I met Ray Anderson in 1996 at a conference about The Natural Step (https://thenaturalstep.org), an environmental action framework from Sweden. He had founded Interface (http://www.interface.com/US/en-US/homepage), a carpet tile manufacturer, in 1973 and built it into one "of the world's largest manufacturers of modular carpet for commercial and residential applications and a leading producer of commercial broadloom and commercial fabrics."
In 1994 he started the company on Mission Zero (https://www.interface.com/US/en-US/about/mission/Our-Mission), zero environmental impact by 2020 because, he said, his grandchildren started getting on him about environment, pollution, ecology. He listened, took a good, long look at what he was doing, and realized he was a pirate, robbing resources and giving nothing back but waste and indigestible detritus.

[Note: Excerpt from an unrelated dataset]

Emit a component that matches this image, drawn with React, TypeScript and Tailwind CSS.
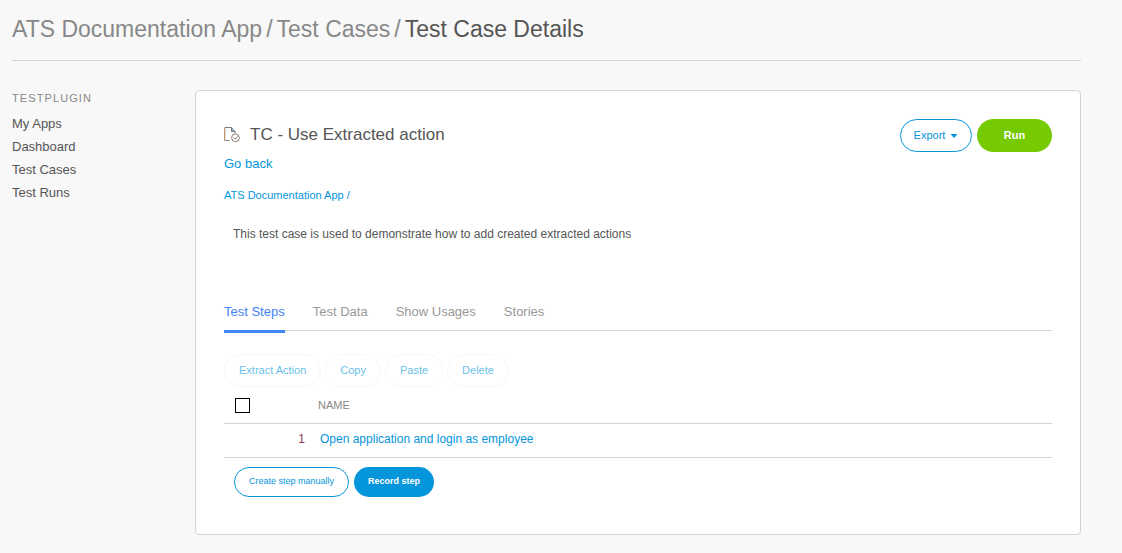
import React from 'react';

const navItems = ['My Apps', 'Dashboard', 'Test Cases', 'Test Runs'];
const tabs = ['Test Steps', 'Test Data', 'Show Usages', 'Stories'];
const actions = ['Extract Action', 'Copy', 'Paste', 'Delete'];
const steps = [{ id: 1, name: 'Open application and login as employee' }];

function TestCaseIcon() {
  return (
    <svg className="shrink-0" width="17" height="17" viewBox="0 0 17 17" fill="none" aria-hidden="true">
      <path d="M5.5 13.5H1.5M1 0.5H7.5L11 4.5V6.5" stroke="#777777" />
      <path d="M7.5 0.5V4.5H11" stroke="#777777" fill="#8fb4cc" />
      <path d="M0.5 14V0.5" stroke="#d0955f" />
      <path d="M1.5 13V1.5" stroke="#c9e4f5" />
      <circle cx="11.5" cy="10.8" r="3.9" stroke="#8f7a6d" />
      <path d="M9.5 10.6L11.1 12.2L13.7 9.2" stroke="#8f7a6d" />
    </svg>
  );
}

function Breadcrumbs() {
  return (
    <header className="border-b border-[#d3d3d3] pt-[11px] pb-[13px]">
      <nav aria-label="Breadcrumb" className="flex gap-1 text-[23px] leading-9 text-[#888888]">
        <a href="#app">ATS Documentation App</a>
        <span>/</span>
        <a href="#cases">Test Cases</a>
        <span>/</span>
        <h1 className="text-[#555555]">Test Case Details</h1>
      </nav>
    </header>
  );
}

function Sidebar() {
  return (
    <aside className="w-[183px] shrink-0">
      <h2 className="text-[11px] leading-4 tracking-widest text-[#888888]">TESTPLUGIN</h2>
      <ul className="mt-1.5 text-[13px] leading-[23px] text-[#555555]">
        {navItems.map((item) => (
          <li key={item}>
            <a href="#nav">{item}</a>
          </li>
        ))}
      </ul>
    </aside>
  );
}

function StepsTable() {
  return (
    <table className="w-full table-fixed border-collapse text-left">
      <thead>
        <tr className="h-9 border-b border-[#d3d3d3]">
          <th scope="col" className="w-[60px] pt-px pl-[11px]">
            <input
              type="checkbox"
              aria-label="Select all steps"
              className="block size-[15px] appearance-none border border-black bg-white"
            />
          </th>
          <th scope="col" className="w-[34px]" aria-label="Number" />
          <th scope="col" className="text-[11px] leading-4 font-normal text-[#888888]">NAME</th>
        </tr>
      </thead>
      <tbody>
        {steps.map((step) => (
          <tr key={step.id} className="h-[34px] border-b border-[#d3d3d3]">
            <td />
            <td className="pr-[13px] pb-0.5 text-right text-[12px] leading-4 text-[#814064]">{step.id}</td>
            <td className="pb-0.5 pl-0.5 text-[12px] leading-4 text-[#0595db]">
              <a href="#step">{step.name}</a>
            </td>
          </tr>
        ))}
      </tbody>
    </table>
  );
}

export default function App() {
  return (
    <div className="min-h-screen bg-[#f8f8f8] pr-[41px] pb-[18px] pl-3 font-['Liberation_Sans',Arial,sans-serif]">
      <Breadcrumbs />
      <div className="flex pt-[29px]">
        <Sidebar />
        <main className="min-w-0 flex-1 rounded border border-[#d3d3d3] bg-white px-7 pt-7 pb-[37px]">
          <div className="flex items-start justify-between">
            <div>
              <div className="flex h-8 items-center gap-[9px]">
                <TestCaseIcon />
                <h2 className="text-[17px] leading-6 text-[#555555]">TC - Use Extracted action</h2>
              </div>
              <a href="#back" className="mt-[3px] block text-[13px] leading-5 text-[#0595db]">Go back</a>
              <a href="#app" className="mt-[13px] block text-[11px] leading-4 text-[#0595db]">ATS Documentation App /</a>
            </div>
            <div className="flex gap-[5px] text-[11px] font-bold">
              <button type="button" className="flex h-[33px] w-[72px] items-center justify-center gap-[5px] rounded-full border border-[#0595db] font-normal text-[#0595db]">
                Export
                <svg width="8" height="4" viewBox="0 0 8 4" fill="currentColor" aria-hidden="true">
                  <path d="M0.5 0H7.5L4 4Z" />
                </svg>
              </button>
              <button type="button" className="h-[33px] w-[75px] rounded-full bg-[#76ca02] text-white">Run</button>
            </div>
          </div>

          <p className="mt-[21px] pl-[9px] text-[12px] leading-5 text-[#555555]">
            This test case is used to demonstrate how to add created extracted actions
          </p>

          <div role="tablist" className="mt-[57px] flex h-[30px] gap-7 border-b border-[#d3d3d3] text-[13px] leading-5">
            {tabs.map((tab, i) => (
              <button
                key={tab}
                type="button"
                role="tab"
                aria-selected={i === 0}
                className={
                  i === 0
                    ? 'h-8 border-b-3 border-[#4285f4] pb-2 text-[#4285f4]'
                    : 'h-8 border-b-3 border-transparent pb-2 text-[#999999]'
                }
              >
                {tab}
              </button>
            ))}
          </div>

          <div className="mt-[23px] flex gap-1">
            {actions.map((action) => (
              <button
                key={action}
                type="button"
                disabled
                className="h-[33px] rounded-full border border-[#f7f7f7] px-3.5 text-[11px] text-[#69bfe9]"
              >
                {action}
              </button>
            ))}
          </div>

          <StepsTable />

          <div className="mt-[9px] flex gap-[5px] pl-2.5 text-[9px]">
            <button type="button" className="h-[30px] rounded-full border border-[#0595db] px-3.5 text-[#0595db]">
              Create step manually
            </button>
            <button type="button" className="h-[30px] rounded-full bg-[#0595db] px-3.5 font-bold text-white">
              Record step
            </button>
          </div>
        </main>
      </div>
    </div>
  );
}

So he started the company on Mission Zero, the promise to eliminate any negative impact the company has on the environment by the year 2020. They did by 2019.
At that meeting in 1996, Anderson said that Interface was working on seven aspects: eliminating waste; eliminating emissions; renewable energy; closed loop recycling; resource efficient transportation (which may he thought might be the most difficult); and sensitivity - teaching sustainability (using the example of hiring a family therapist at the Interface factory to help keep workers from bringing problems at home to work [and vice versa?] and citing the resulting growth in production and morale); and finally, redesigning commerce. For Ray Anderson, the "prototypical company of the 21st century will take nothing from the Earth, do no harm, be just, and do well by doing good." It is interesting to note that the Hippocratic Oath is "First do no harm" and that the first precept of Buddhism, according to Gary Snyder, is "Do no unnecessary harm.”
Now that Interface is living with zero negative impact it has launched its next mission, Climate Take Back, a net positive mission:
https://www.interface.com/US/en-US/sustainability/climate-take-back-en_US
They intend to do it by
Live zero
Love carbon
Lead the industrial re-revolution
Let nature cool
Ray Anderson told us back in 1996, "I think the Earth needs a miracle. We can be that miracle.”
He certainly was.
Ray Anderson wrote Mid-Course Correction: Toward a Sustainable Enterprise: The Interface Model (1998) and Confessions of a Radical Industrialist: Profits, People, Purpose: Doing Business by Respecting the Earth (2009) which was released as Business Lessons from a Radical Industrialist (2011).
One of the informative stories he tells is of the partnership between Thomas Edison and Henry Ford to build an electric vehicle system together before WWI.
(136) In the fall of 1912, the promise of Edison's new battery rose to the next level. His latest wizardry would allow every home, automobile, and industrial source to function as a freestanding generating station.
In mid-September 1912, Edison announced the result of some fifty thousand experiments conducted during seven painstaking years - a radical new energy-self-sufficient home. He called it the Twentieth Century Suburban Residence. ostentatiously overstuffed with every modern gadget and appliance from a coffee percolator to a washing machine, to room heaters and coolers, to phonographs and tiny movie projectors - the mansion was an electric marvel. Every device and system, basement to roof, was powered by batteries replenished continuously by a small-scale household electrical generator.